System Performance of a 79 GHz High-Resolution 4D Imaging MIMO Radar With 1728 Virtual Channels

Abstract

Future driver assistance and autonomous driving systems require high-resolution 4D imaging radars that provide detailed and robust information about the vehicle's surroundings, even in poor weather or lighting conditions. In this work, a novel high-resolution radar system with 1728 virtual channels is presented, exceeding the state-of-the-art channel count for automotive radar sensors by a factor of 9. To realize the system, a new mixed feedthrough and distribution network topology is employed for the distribution of the ramp oscillator signal.

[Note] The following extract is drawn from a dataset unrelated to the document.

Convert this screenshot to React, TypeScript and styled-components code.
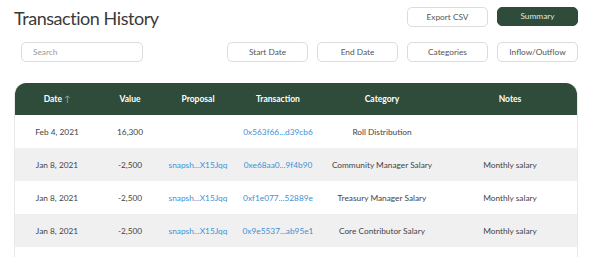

A multilayer printed circuit board is designed and fabricated with all components assembled on the back side, while the radio frequency signal distribution is on a buried layer and only the antennas are on the front side. The array is optimized to enable both multipleinput multiple-output operation and transmit beamforming. A sparse array with both transmit and receive antennas close to the transceivers is realized to form a 2D array with a large unambiguous region of $130 \mathrm{^{\circ }}$ × $75 \mathrm{^{\circ }}$ with a maximal sidelobe level of $-15 \,\mathrm{{\rm dB}}$. The array features a $3 \,\mathrm{{\rm dB}}$ beamwidth of $0.78 \mathrm{^{\circ }}$ × $3.6 \mathrm{^{\circ }}$ in azimuth and elevation, respectively. Radar measurements in an anechoic chamber show that even the individual peaks of the absorber in the chamber can be detected and separated in the range-angle cut of the 4D radar image. The performance is validated by measurements of a parking lot, where cars, a pedestrian, a fence, and a street lamp can be detected, separated, and estimated correctly in size and position.